Entre otras cosas, nos invita a la constancia en las pruebas aceptadas con
alegría y a la oración confiada para obtener de Dios el don de la sabiduría,
gracias a la cual logramos comprender que los auténticos valores de la vida no
están en las riquezas transitorias, sino más bien en saber compartir nuestros
bienes con los pobres y los necesitados (cf. St 1, 27).
Así, la carta de Santiago nos muestra un cristianismo muy concreto y práctico.
La fe debe realizarse en la vida, sobre todo en el amor al prójimo y de modo
especial en el compromiso en favor de los pobres. Sobre este telón de fondo se
debe leer también la famosa frase: "Así como el cuerpo sin espíritu está muerto,
así también la fe sin obras está muerta" (St 2, 26).
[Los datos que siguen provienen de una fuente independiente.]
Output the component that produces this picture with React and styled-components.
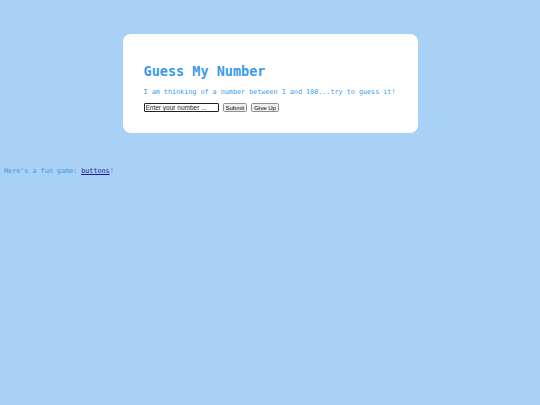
import React from "react";
import styled, { createGlobalStyle } from "styled-components";

const Global = createGlobalStyle`
  html, body { background: #a9d0f5; }
  body {
    margin: 4px;
    font-family: "DejaVu Sans Mono", monospace;
    color: #3a9be8;
  }
`;

const Card = styled.div`
  width: 253px;
  margin: 30px auto 0;
  padding: 29px 21px 21px;
  background: #ffffff;
  border-radius: 8px;
`;

const Title = styled.h1`
  margin: 0 0 9px;
  font-size: 13.5px;
  font-weight: bold;
  color: #3a9be8;
`;

const Lead = styled.p`
  margin: 0 0 7px;
  font-size: 6.75px;
  color: #3a9be8;
`;

const Row = styled.div`
  display: flex;
  align-items: center;
  gap: 4px;
`;

const Input = styled.input`
  width: 75px;
  height: 9px;
  box-sizing: border-box;
  padding: 0 1px;
  font-family: "Liberation Sans", Arial, sans-serif;
  font-size: 6.5px;
  color: #000;
  border: 1px solid #222;
  border-radius: 1px;
  &::placeholder { color: #222; }
`;

const Button = styled.button`
  height: 9px;
  padding: 0 2px;
  font-family: "Liberation Sans", Arial, sans-serif;
  font-size: 6px;
  line-height: 1;
  color: #000;
  background: #efefef;
  border: 1px solid #8f8f8f;
  border-radius: 1.5px;
`;

const Footer = styled.p`
  margin: 34px 0 0;
  font-size: 6.75px;
  color: #3a9be8;
`;

const Link = styled.a`
  color: #1a1a9a;
`;

export default function App() {
  return (
    <>
      <Global />
      <Card>
        <Title>Guess My Number</Title>
        <Lead>I am thinking of a number between 1 and 100...try to guess it!</Lead>
        <Row>
          <Input placeholder="Enter your number ..." />
          <Button>Submit</Button>
          <Button>Give Up</Button>
        </Row>
      </Card>
      <Footer>
        Here's a fun game: <Link href="#">buttons</Link>!
      </Footer>
    </>
  );
}
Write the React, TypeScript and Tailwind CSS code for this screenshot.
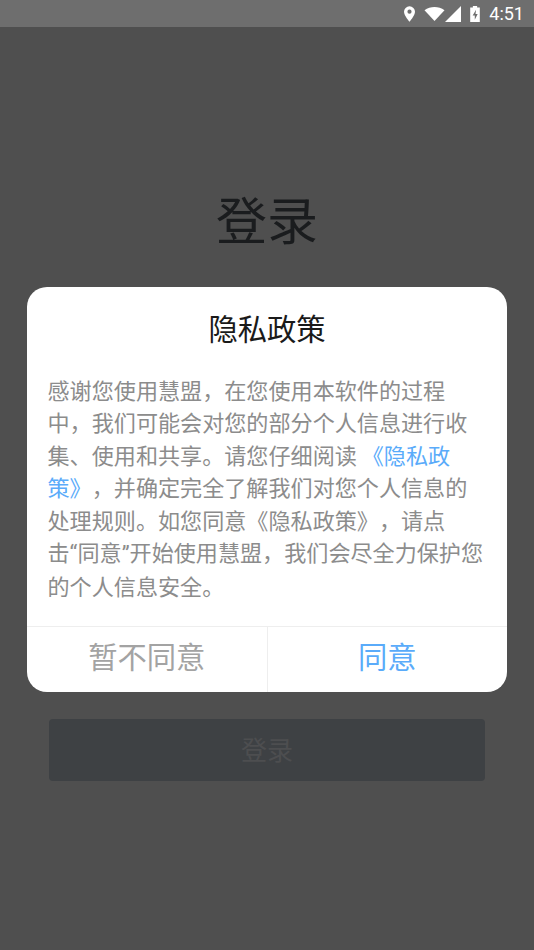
export default function App() {
  const font = { fontFamily: '"Noto Sans CJK SC", sans-serif' };
  const roboto = { fontFamily: '"Roboto", sans-serif' };
  return (
    <div className="relative h-[950px] w-[534px] overflow-hidden bg-[#4f4f4f] [text-spacing-trim:space-all]" style={font}>
      <div className="flex h-[27px] items-center justify-end bg-[#6e6e6e] pr-[10px]">
        <svg width="11" height="16" viewBox="2 1 10 14" className="mr-[9px]">
          <path fill="#fff" fillRule="evenodd" d="M7 1a5 5 0 0 0-5 5c0 3.600 5 9 5 9s5-5.400 5-9a5 5 0 0 0-5-5Zm0 6.800a1.900 1.900 0 1 1 0-3.800 1.900 1.900 0 0 1 0 3.800Z" />
        </svg>
        <svg width="21" height="16" viewBox="0 1 21 14">
          <path fill="#fff" d="M0.500 4.200C3.500 1.900 7 1 10.500 1s7 .9 10 3.200L10.500 15Z" />
        </svg>
        <svg width="16" height="16" viewBox="0 0 16 16" className="mr-[9px]">
          <path fill="#fff" d="M16 0v16H0Z" />
        </svg>
        <svg width="10" height="16" viewBox="1 1 9 15" className="mr-[9px]">
          <path fill="#fff" fillRule="evenodd" d="M3.500 1h4v1.500H10V16H1V2.500h2.500ZM6.500 4.500 3.300 10h2v3.800L8 8.500H6Z" />
        </svg>
        <span className="text-[18px] leading-none text-white" style={roboto}>4:51</span>
      </div>

      <h1 className="mt-[161px] text-center text-[51px] font-normal leading-[60px] text-[#1a1c1e]">登录</h1>

      <div className="mx-[49px] mt-[471px] flex h-[62px] items-center justify-center rounded-[4px] bg-[#3e4144] pb-[3px] text-[26px] text-[#4d4e50]">登录</div>

      <div className="absolute left-[27px] top-[287px] flex h-[405px] w-[480px] flex-col rounded-[20px] bg-white">
        <h2 className="mt-[19px] text-center text-[29.3px] font-normal leading-[42px] text-[#1a1a1a]">隐私政策</h2>
        <div className="mt-[25px] whitespace-nowrap pl-[20.5px] text-[22.1px] leading-[32.4px] text-[#8c8c8c]">
          <div>感谢您使用慧盟，在您使用本软件的过程</div>
          <div>中，我们可能会对您的部分个人信息进行收</div>
          <div>集、使用和共享。请您仔细阅读 <span className="text-[#5aabfa]">《隐私政</span></div>
          <div><span className="text-[#5aabfa]">策》</span>，并确定完全了解我们对您个人信息的</div>
          <div>处理规则。如您同意《隐私政策》，请点</div>
          <div>击<span style={roboto}>“</span>同意<span style={roboto}>”</span>开始使用慧盟，我们会尽全力保护您</div>
          <div>的个人信息安全。</div>
        </div>
        <div className="mt-auto flex h-[66px] border-t border-[#eeeeee]">
          <div className="flex flex-1 items-center justify-center border-r border-[#eeeeee] pb-[8px] text-[29.3px] text-[#a3a3a3]">暂不同意</div>
          <div className="flex flex-1 items-center justify-center pb-[8px] text-[29.3px] text-[#5aabfa]">同意</div>
        </div>
      </div>
    </div>
  );
}
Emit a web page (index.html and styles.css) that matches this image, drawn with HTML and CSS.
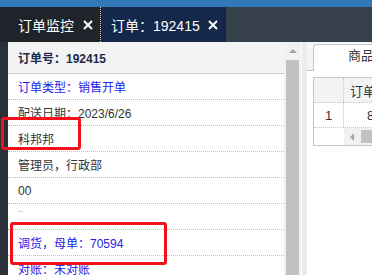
FILE: index.html
```html
<!DOCTYPE html>
<html lang="zh-CN">
<head>
  <meta charset="UTF-8">
  <meta name="viewport" content="width=device-width, initial-scale=1.0">
  <title>订单：192415</title>
  <link rel="stylesheet" href="styles.css">
</head>
<body>
  <div class="page">
    <div class="topline"></div>
    <div class="tabbar">
      <div class="tab tab-monitor">
        <span>订单监控</span>
        <svg class="tab-close" width="10" height="10" viewBox="0 0 10 10"><path d="M1 1L9 9M9 1L1 9"/></svg>
      </div>
      <div class="tab tab-order">
        <span>订单：192415</span>
        <svg class="tab-close" width="10" height="10" viewBox="0 0 10 10"><path d="M1 1L9 9M9 1L1 9"/></svg>
      </div>
    </div>

    <div class="main">
      <div class="rail"></div>

      <div class="detail">
        <div class="detail-head">订单号：192415</div>
        <div class="row link">订单类型：销售开单</div>
        <div class="row">配送日期：2023/6/26</div>
        <div class="row">科邦邦</div>
        <div class="row">管理员，行政部</div>
        <div class="row">00</div>
        <div class="row small">..</div>
        <div class="row link">调货，母单：70594</div>
        <div class="row link">对账：未对账</div>
      </div>

      <div class="vscroll">
        <div class="vs-up"><span class="arrow-up"></span></div>
        <div class="vs-thumb"></div>
      </div>

      <div class="divider"></div>

      <div class="right">
        <div class="rt-strip">
          <div class="rt-tab">商品明细</div>
        </div>
        <div class="grid">
          <div class="grid-row grid-head">
            <div class="c1"></div>
            <div class="c2">订单号</div>
          </div>
          <div class="grid-row">
            <div class="c1 num">1</div>
            <div class="c2 val">8</div>
          </div>
          <div class="grid-row grid-scroll">
            <div class="c1 blank"></div>
            <div class="hs-track">
              <span class="arrow-left"></span>
              <span class="hs-thumb"></span>
            </div>
          </div>
        </div>
      </div>
    </div>

    <!-- review marks -->
    <div class="mark mark-a"></div>
    <div class="mark mark-b"></div>
  </div>
</body>
</html>
```

FILE: styles.css
```css
body {
    margin: 0;
    font-family: "Liberation Sans", "Noto Sans CJK SC", sans-serif;
    background-color: #ffffff;
    overflow: hidden;
}

.page {
    position: relative;
    height: 275px;
}

.topline {
    height: 7px;
    background-color: #3178b9;
}

.tabbar {
    display: flex;
    height: 35px;
    background-color: #37414b;
}

.tab {
    display: flex;
    align-items: center;
    gap: 9px;
    color: #ffffff;
    font-size: 14px;
    flex-shrink: 0;
}

.tab-monitor {
    width: 82px;
    padding-left: 18px;
    background-color: #1f242b;
    border-right: 1px dotted #d0d0d0;
}

.tab-order {
    width: 115px;
    padding-left: 10px;
    gap: 8px;
    background-color: #13284a;
}

.tab-close path {
    stroke: #ffffff;
    stroke-width: 2;
    fill: none;
}

.main {
    display: flex;
    height: 233px;
}

.rail {
    width: 8px;
    flex-shrink: 0;
    background-color: #2a3038;
}

.detail {
    width: 276px;
    flex-shrink: 0;
    background-color: #ffffff;
}

.detail-head {
    display: flex;
    align-items: center;
    height: 31px;
    padding-left: 10px;
    background-color: #f3f3f3;
    border-bottom: 1px solid #c9c9c9;
    font-size: 12px;
    font-weight: bold;
    color: #1e2a4a;
}

.row {
    display: flex;
    align-items: center;
    height: 25px;
    padding-left: 10px;
    border-bottom: 1px dotted #bdbdbd;
    font-size: 12px;
    color: #333333;
}

.row.link {
    color: #2323e6;
}

.row.small {
    font-size: 9px;
    color: #c08020;
    align-items: flex-start;
}

.vscroll {
    display: flex;
    flex-direction: column;
    align-items: center;
    width: 17px;
    flex-shrink: 0;
    background-color: #f1f1f1;
}

.vs-up {
    display: flex;
    align-items: center;
    justify-content: center;
    height: 18px;
}

.arrow-up {
    width: 0;
    height: 0;
    border-left: 4px solid transparent;
    border-right: 4px solid transparent;
    border-bottom: 4px solid #a3a3a3;
}

.vs-thumb {
    flex: 1;
    width: 13px;
    background-color: #c1c1c1;
}

.divider {
    width: 5px;
    flex-shrink: 0;
    border-left: 1px solid #fafafa;
    background-color: #ececec;
}

.right {
    flex: 1;
    min-width: 0;
    overflow: hidden;
    background-color: #ffffff;
}

.rt-strip {
    display: flex;
    align-items: flex-end;
    height: 25px;
    padding: 3px 0 0 6px;
    background-color: #f5f5f5;
    border-bottom: 1px solid #c6c6c6;
}

.rt-tab {
    flex-shrink: 0;
    height: 26px;
    margin-bottom: -1px;
    padding: 0 20px 0 34px;
    line-height: 22px;
    white-space: nowrap;
    background-color: #ffffff;
    border: 1px solid #c6c6c6;
    border-bottom: none;
    border-top-left-radius: 4px;
    font-size: 13px;
    color: #333333;
}

.grid {
    width: 200px;
    margin: 6px 0 0 6px;
    border: 1px solid #c6c6c6;
    border-right: none;
}

.grid-row {
    display: flex;
    height: 24px;
    border-bottom: 1px dotted #c6c6c6;
    font-size: 13px;
    color: #333333;
}

.grid-head {
    background-color: #f3f3f3;
}

.c1 {
    display: flex;
    align-items: center;
    justify-content: center;
    width: 29px;
    flex-shrink: 0;
    border-right: 1px dotted #c6c6c6;
}

.c2 {
    display: flex;
    align-items: center;
    padding-left: 6px;
    white-space: nowrap;
}

.c2.val {
    padding-left: 23px;
}

.grid-scroll {
    height: 17px;
    border-bottom: none;
}

.c1.blank {
    width: 30px;
    border-right: none;
}

.hs-track {
    display: flex;
    align-items: center;
    flex: 1;
    padding-left: 6px;
    gap: 7px;
    background-color: #f1f1f1;
}

.arrow-left {
    width: 0;
    height: 0;
    border-top: 4px solid transparent;
    border-bottom: 4px solid transparent;
    border-right: 4px solid #a3a3a3;
}

.hs-thumb {
    flex: 1;
    height: 13px;
    background-color: #c1c1c1;
}

.mark {
    position: absolute;
    box-sizing: border-box;
    border: 3px solid #f2111a;
    border-radius: 3px;
}

.mark-a {
    left: 1px;
    top: 117px;
    width: 80px;
    height: 33px;
}

.mark-b {
    left: 10px;
    top: 222px;
    width: 157px;
    height: 43px;
}
```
A veces esta declaración de Santiago se ha contrapuesto a las afirmaciones de
san Pablo, según el cual somos justificados por Dios no en virtud de nuestras
obras, sino gracias a nuestra fe (cf. Ga 2, 16; Rm 3, 28). Con todo, las dos
frases, aparentemente contradictorias con sus diversas perspectivas, en
realidad, si se interpretan bien, se completan. San Pablo se opone al orgullo
del hombre que piensa que no necesita del amor de Dios que nos previene, se
opone al orgullo de la autojustificación sin la gracia dada simplemente y que no
se merece. Santiago, en cambio, habla de las obras como fruto normal de la fe:
"Todo árbol bueno da frutos buenos" (Mt 7, 17). Y Santiago lo repite y nos lo
dice a nosotros.
Por último, la carta de Santiago nos exhorta a abandonarnos en las manos de Dios
en todo lo que hagamos, pronunciando siempre las palabras: "Si el Señor quiere"
(St 4, 15). Así, nos enseña a no tener la presunción de planificar nuestra vida
de modo autónomo e interesado, sino a dejar espacio a la inescrutable voluntad
de Dios, que conoce cuál es nuestro verdadero bien. De este modo Santiago es un
maestro de vida siempre actual para cada uno de nosotros.